Je suis trop malade, mon très-cher ami, pour répondre une seule rime à vos vers charmants ; mais j’ai du moins assez de force pour vous supplier, au nom de la tendre amitié que vous avez pour moi, de ne point prendre d’autre maison que la mienne, et de vouloir bien loger dans mon appartement. Demoulin et sa femme vous marqueront par leurs soins avec quel zèle je voudrais vous y recevoir moi-même. Je ne pourrai vraisemblablement être à Paris qu’à Noël.
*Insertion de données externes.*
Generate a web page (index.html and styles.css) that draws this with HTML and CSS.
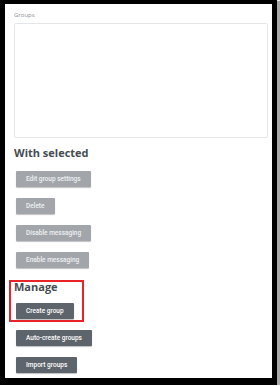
FILE: index.html
```html
<!DOCTYPE html>
<html lang="en">
<head>
    <meta charset="UTF-8">
    <title>Groups</title>
    <link rel="stylesheet" href="styles.css">
</head>
<body>
    <div class="frame">
        <label class="field-label" for="groups">Groups</label>
        <div class="listbox" id="groups"></div>

        <h3 class="section-title">With selected</h3>
        <div class="button-list">
            <button class="btn disabled">Edit group settings</button>
            <button class="btn disabled">Delete</button>
            <button class="btn disabled">Disable messaging</button>
            <button class="btn disabled">Enable messaging</button>
        </div>

        <h3 class="section-title">Manage</h3>
        <div class="button-list manage">
            <button class="btn">Create group</button>
            <button class="btn">Auto-create groups</button>
            <button class="btn">Import groups</button>
        </div>

        <!-- annotation box round "Manage" + "Create group" -->
        <div class="highlight"></div>
    </div>
</body>
</html>
```

FILE: styles.css
```css
body {
    margin: 0;
    padding: 0;
    background: #fff;
    font-family: 'Open Sans', sans-serif;
}

.frame {
    position: relative;
    box-sizing: border-box;
    width: 277px;
    height: 385px;
    border-style: solid;
    border-color: #000;
    border-width: 4px 5px 7px 5px;
    box-shadow: 3px 1px 1px #a8a8a8;
    background: #fff;
    padding: 7px 0 0 9px;
}

.field-label {
    display: block;
    font-size: 6px;
    line-height: 8px;
    color: #8a8f94;
}

.listbox {
    box-sizing: border-box;
    width: 254px;
    height: 115px;
    margin-top: 4px;
    border: 1px solid #e4e6e8;
    border-radius: 2px;
}

.section-title {
    margin: 7px 0 0 0;
    font-size: 11px;
    line-height: 16px;
    font-weight: 700;
    color: #464c52;
}

.button-list {
    display: flex;
    flex-direction: column;
    align-items: flex-start;
    gap: 11px;
    margin: 10px 0 11px 2px;
}

.button-list.manage {
    margin-top: 8px;
}

.btn {
    height: 16px;
    padding: 0 10px;
    border: none;
    border-radius: 1px;
    background-color: #5e646b;
    color: #fff;
    font-family: 'Roboto', sans-serif;
    font-size: 6.5px;
    font-weight: 500;
    box-shadow: 0 1px 1px rgba(0, 0, 0, 0.25);
    cursor: pointer;
}

.btn.disabled {
    background-color: #a2a6ab;
    color: #eef0f2;
}

.highlight {
    position: absolute;
    left: 4px;
    top: 276px;
    width: 75px;
    height: 42px;
    box-sizing: border-box;
    border: 2px solid #e8232a;
}
```
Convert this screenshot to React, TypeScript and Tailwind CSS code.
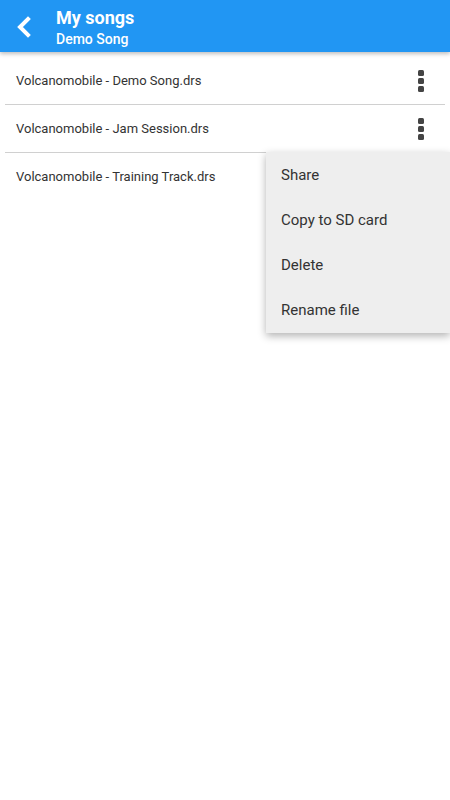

Mais vous, mon cher ami, pour combien de temps y êtes-vous ? Puis-je me flatter de vous y retrouver encore ? Vous me parlez, en très-jolis vers, de mes prétendus voyages, et vous ne me dites rien de vous ! Pourquoi donc faites-vous plus de cas de mon esprit que de mon cœur ?

Ami, ne me conseillez pas
De parcourir ces beaux climats
Que jadis honora Virgile.
Mantoue est aujourd’hui l’asile

Des Allemands et des combats ;
Mais fût-elle toujours tranquille,
Je ne connais d’autre séjour
Que les lieux où règne l’Amour,
Et ceux qu’habite Cideville.

Je vous embrasse tendrement ; si vous m’aimez, logez chez moi.

Adieu ; quand viendra donc le temps où je vous accablerai, tout le jour, de prose et de vers ! Ne sachant pas votre adresse, j’ai prié M. d’Argental de vous rendre ce chiffon. Ce d’Argental est bien digne de vous. Je lui envoie Samson pour vous être montré, en attendant mieux.